'''
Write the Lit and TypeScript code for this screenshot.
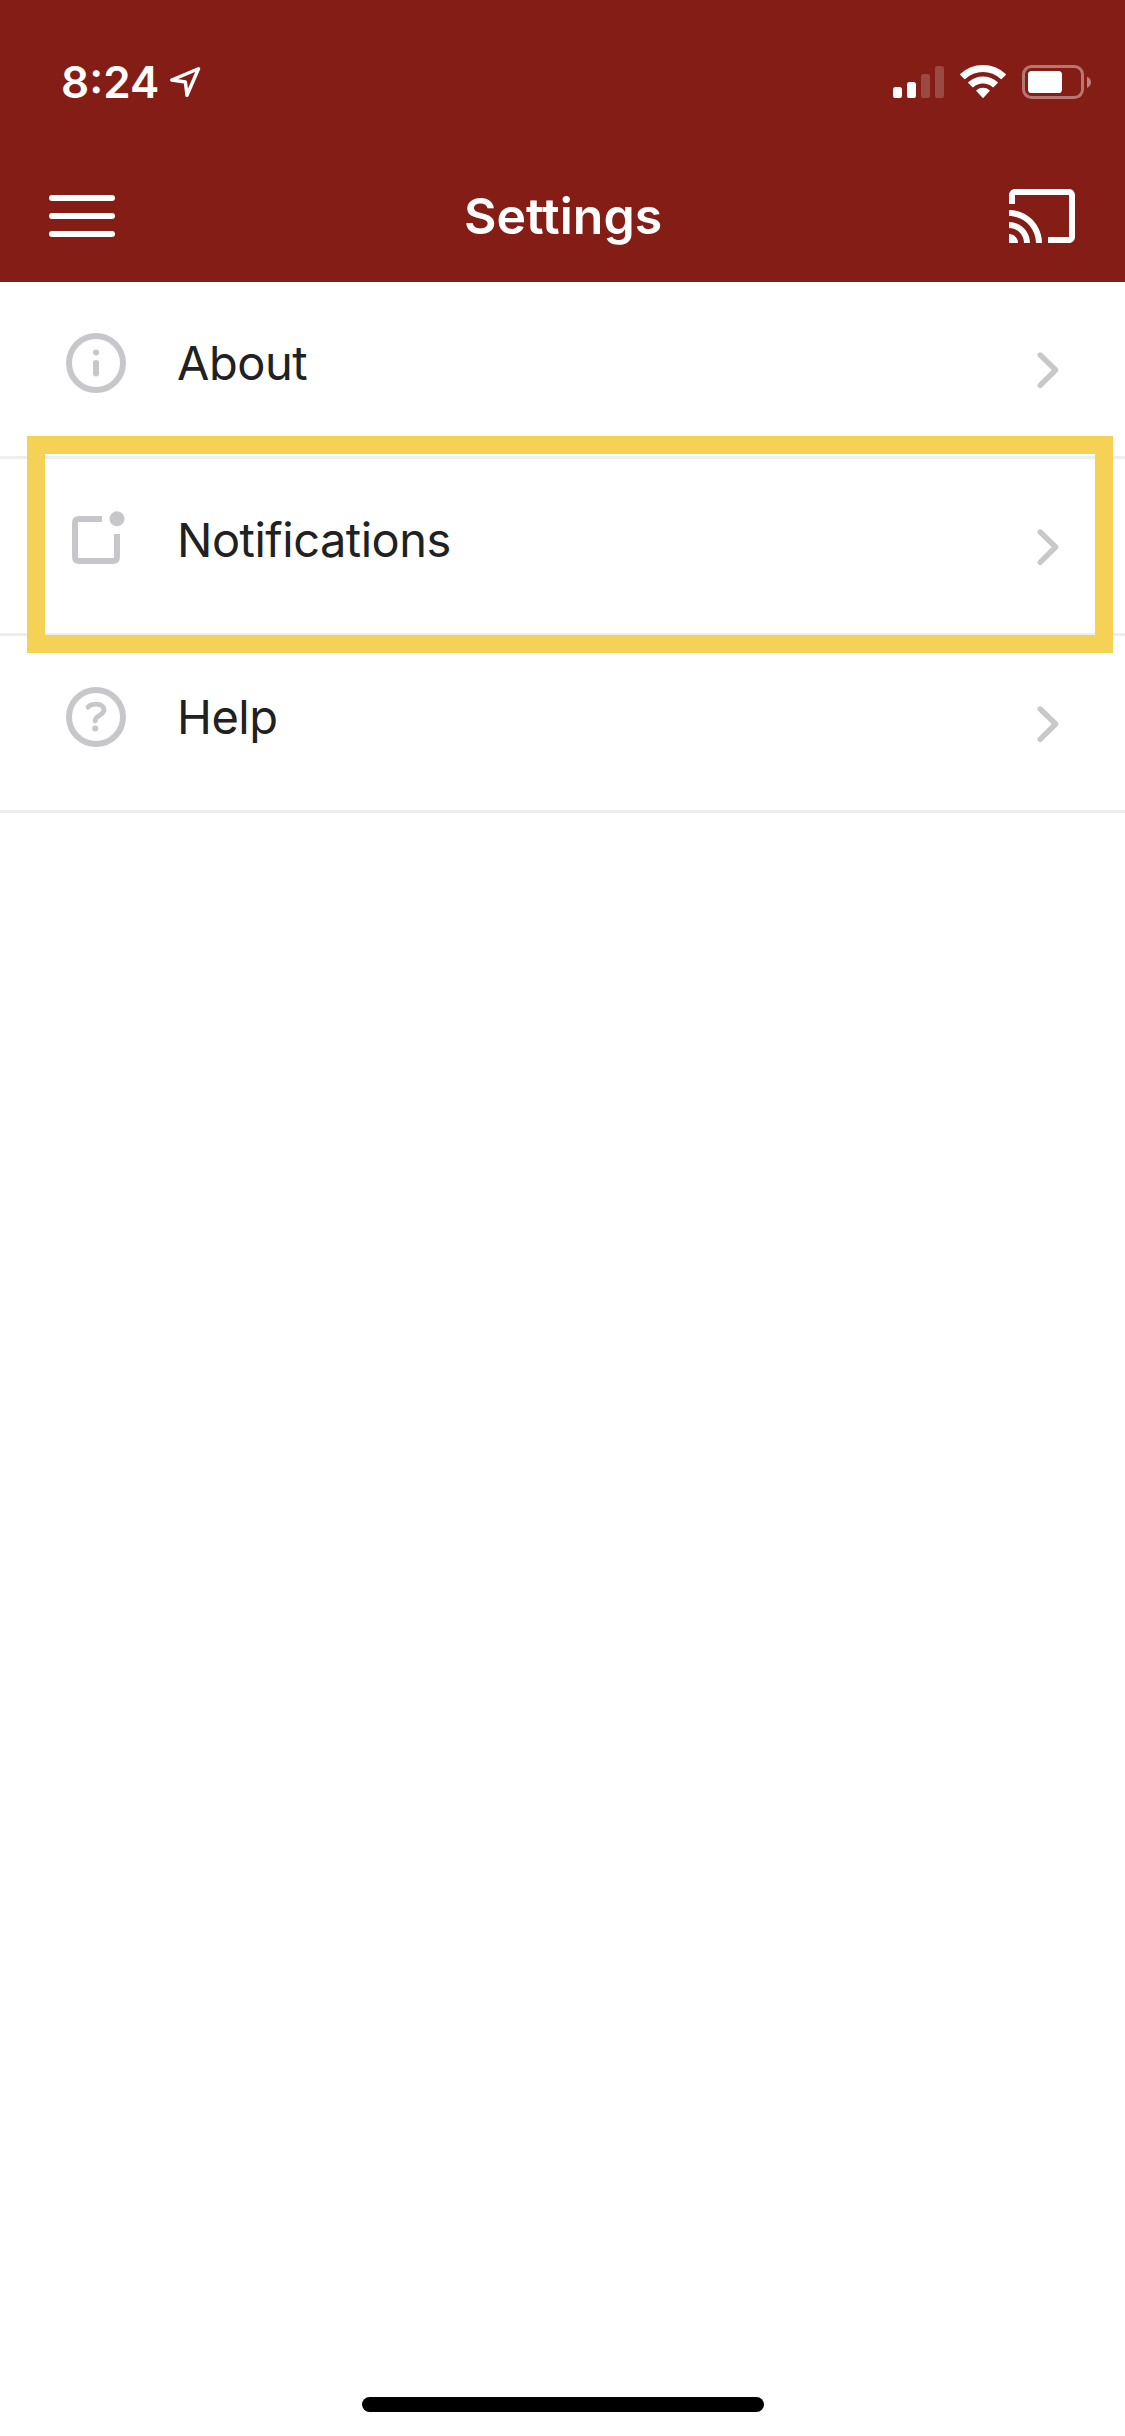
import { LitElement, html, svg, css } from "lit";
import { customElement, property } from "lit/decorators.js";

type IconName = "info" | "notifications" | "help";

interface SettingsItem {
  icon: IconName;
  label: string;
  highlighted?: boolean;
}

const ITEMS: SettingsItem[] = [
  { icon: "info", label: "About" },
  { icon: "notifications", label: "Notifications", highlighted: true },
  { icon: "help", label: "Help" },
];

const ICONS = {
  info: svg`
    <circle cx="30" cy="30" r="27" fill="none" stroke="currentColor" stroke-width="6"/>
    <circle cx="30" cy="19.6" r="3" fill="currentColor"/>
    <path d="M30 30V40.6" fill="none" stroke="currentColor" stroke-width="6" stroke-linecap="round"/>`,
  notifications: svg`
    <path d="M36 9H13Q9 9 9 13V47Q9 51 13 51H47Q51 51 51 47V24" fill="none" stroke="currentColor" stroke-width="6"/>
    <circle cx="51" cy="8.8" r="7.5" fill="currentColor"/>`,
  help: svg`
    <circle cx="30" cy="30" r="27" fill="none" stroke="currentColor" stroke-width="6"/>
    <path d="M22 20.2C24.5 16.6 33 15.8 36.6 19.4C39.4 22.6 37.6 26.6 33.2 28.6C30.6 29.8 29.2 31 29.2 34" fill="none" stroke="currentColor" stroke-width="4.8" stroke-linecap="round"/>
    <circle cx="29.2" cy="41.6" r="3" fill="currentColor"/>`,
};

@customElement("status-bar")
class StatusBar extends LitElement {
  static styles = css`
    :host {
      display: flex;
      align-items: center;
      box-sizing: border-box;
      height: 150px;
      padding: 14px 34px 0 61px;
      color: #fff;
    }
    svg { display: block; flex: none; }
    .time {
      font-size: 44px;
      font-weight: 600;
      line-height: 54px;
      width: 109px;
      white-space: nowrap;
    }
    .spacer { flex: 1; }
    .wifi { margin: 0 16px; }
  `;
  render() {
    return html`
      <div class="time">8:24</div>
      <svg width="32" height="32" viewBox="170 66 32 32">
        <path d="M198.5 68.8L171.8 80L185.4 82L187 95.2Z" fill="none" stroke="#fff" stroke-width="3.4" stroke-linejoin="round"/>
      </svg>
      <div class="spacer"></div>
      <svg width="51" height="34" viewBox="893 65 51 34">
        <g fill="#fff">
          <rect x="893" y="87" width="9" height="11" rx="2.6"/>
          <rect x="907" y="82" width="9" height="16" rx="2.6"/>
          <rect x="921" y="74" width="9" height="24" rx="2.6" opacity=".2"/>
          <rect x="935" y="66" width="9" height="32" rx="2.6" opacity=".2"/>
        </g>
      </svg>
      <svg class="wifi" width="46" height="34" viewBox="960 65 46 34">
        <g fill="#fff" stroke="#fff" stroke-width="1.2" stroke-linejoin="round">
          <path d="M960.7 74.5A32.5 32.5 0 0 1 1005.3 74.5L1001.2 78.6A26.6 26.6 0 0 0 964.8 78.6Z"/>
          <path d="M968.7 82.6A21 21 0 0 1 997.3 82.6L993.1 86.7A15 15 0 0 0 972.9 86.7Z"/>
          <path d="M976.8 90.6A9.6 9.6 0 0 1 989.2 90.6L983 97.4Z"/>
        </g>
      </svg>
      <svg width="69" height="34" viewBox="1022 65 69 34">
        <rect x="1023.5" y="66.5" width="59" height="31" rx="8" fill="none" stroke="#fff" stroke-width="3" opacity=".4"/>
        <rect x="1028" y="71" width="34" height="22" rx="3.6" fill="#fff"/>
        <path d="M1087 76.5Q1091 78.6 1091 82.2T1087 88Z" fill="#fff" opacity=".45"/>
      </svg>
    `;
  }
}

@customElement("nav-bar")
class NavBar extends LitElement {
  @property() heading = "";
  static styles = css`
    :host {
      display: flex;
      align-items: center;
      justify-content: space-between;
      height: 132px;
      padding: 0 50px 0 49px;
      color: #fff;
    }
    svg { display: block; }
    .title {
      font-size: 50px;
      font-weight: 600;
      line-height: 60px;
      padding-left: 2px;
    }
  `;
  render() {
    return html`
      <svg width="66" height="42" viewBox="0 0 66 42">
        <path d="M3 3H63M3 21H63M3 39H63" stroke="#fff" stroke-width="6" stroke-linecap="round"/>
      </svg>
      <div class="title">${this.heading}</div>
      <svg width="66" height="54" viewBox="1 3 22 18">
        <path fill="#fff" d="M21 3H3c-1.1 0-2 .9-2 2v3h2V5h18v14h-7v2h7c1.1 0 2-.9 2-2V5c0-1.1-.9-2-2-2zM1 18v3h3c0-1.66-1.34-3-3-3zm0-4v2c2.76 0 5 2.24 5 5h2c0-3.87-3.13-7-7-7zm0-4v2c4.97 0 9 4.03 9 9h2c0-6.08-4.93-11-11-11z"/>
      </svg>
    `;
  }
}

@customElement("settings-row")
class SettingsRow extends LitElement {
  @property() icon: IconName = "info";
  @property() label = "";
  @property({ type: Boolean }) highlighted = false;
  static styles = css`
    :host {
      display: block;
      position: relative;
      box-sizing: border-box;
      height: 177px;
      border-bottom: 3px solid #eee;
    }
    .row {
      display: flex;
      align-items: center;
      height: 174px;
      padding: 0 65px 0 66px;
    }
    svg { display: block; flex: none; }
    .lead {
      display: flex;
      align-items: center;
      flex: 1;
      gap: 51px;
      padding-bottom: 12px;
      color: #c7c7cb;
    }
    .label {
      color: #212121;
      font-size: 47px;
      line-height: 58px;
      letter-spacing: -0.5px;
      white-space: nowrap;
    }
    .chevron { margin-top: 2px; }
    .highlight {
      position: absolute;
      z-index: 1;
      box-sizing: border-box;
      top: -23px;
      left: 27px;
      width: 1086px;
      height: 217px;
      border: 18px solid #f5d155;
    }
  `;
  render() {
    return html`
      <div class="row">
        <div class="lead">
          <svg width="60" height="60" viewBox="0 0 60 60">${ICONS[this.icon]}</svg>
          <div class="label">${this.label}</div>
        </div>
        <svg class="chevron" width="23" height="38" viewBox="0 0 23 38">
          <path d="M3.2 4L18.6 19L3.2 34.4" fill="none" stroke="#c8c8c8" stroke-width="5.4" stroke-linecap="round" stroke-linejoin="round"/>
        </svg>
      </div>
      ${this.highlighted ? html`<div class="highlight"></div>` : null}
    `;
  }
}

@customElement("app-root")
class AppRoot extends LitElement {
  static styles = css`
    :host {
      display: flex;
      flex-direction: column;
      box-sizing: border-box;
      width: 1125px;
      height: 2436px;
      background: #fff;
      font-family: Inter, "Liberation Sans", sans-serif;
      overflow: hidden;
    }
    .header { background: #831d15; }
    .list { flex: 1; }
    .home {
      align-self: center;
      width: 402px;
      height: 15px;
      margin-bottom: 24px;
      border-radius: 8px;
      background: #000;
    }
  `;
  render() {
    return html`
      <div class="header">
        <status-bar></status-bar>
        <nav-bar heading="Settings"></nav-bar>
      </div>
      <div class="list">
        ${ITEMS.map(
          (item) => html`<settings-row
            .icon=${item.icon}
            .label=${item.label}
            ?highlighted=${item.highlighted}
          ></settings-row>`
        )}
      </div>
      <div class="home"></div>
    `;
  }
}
'''
### Set task
Go over the data above and copy every line that has the word "this" in it.

### Full answer
Write the Lit and TypeScript code for this screenshot.
      <div class="title">${this.heading}</div>
          <svg width="60" height="60" viewBox="0 0 60 60">${ICONS[this.icon]}</svg>
          <div class="label">${this.label}</div>
      ${this.highlighted ? html`<div class="highlight"></div>` : null}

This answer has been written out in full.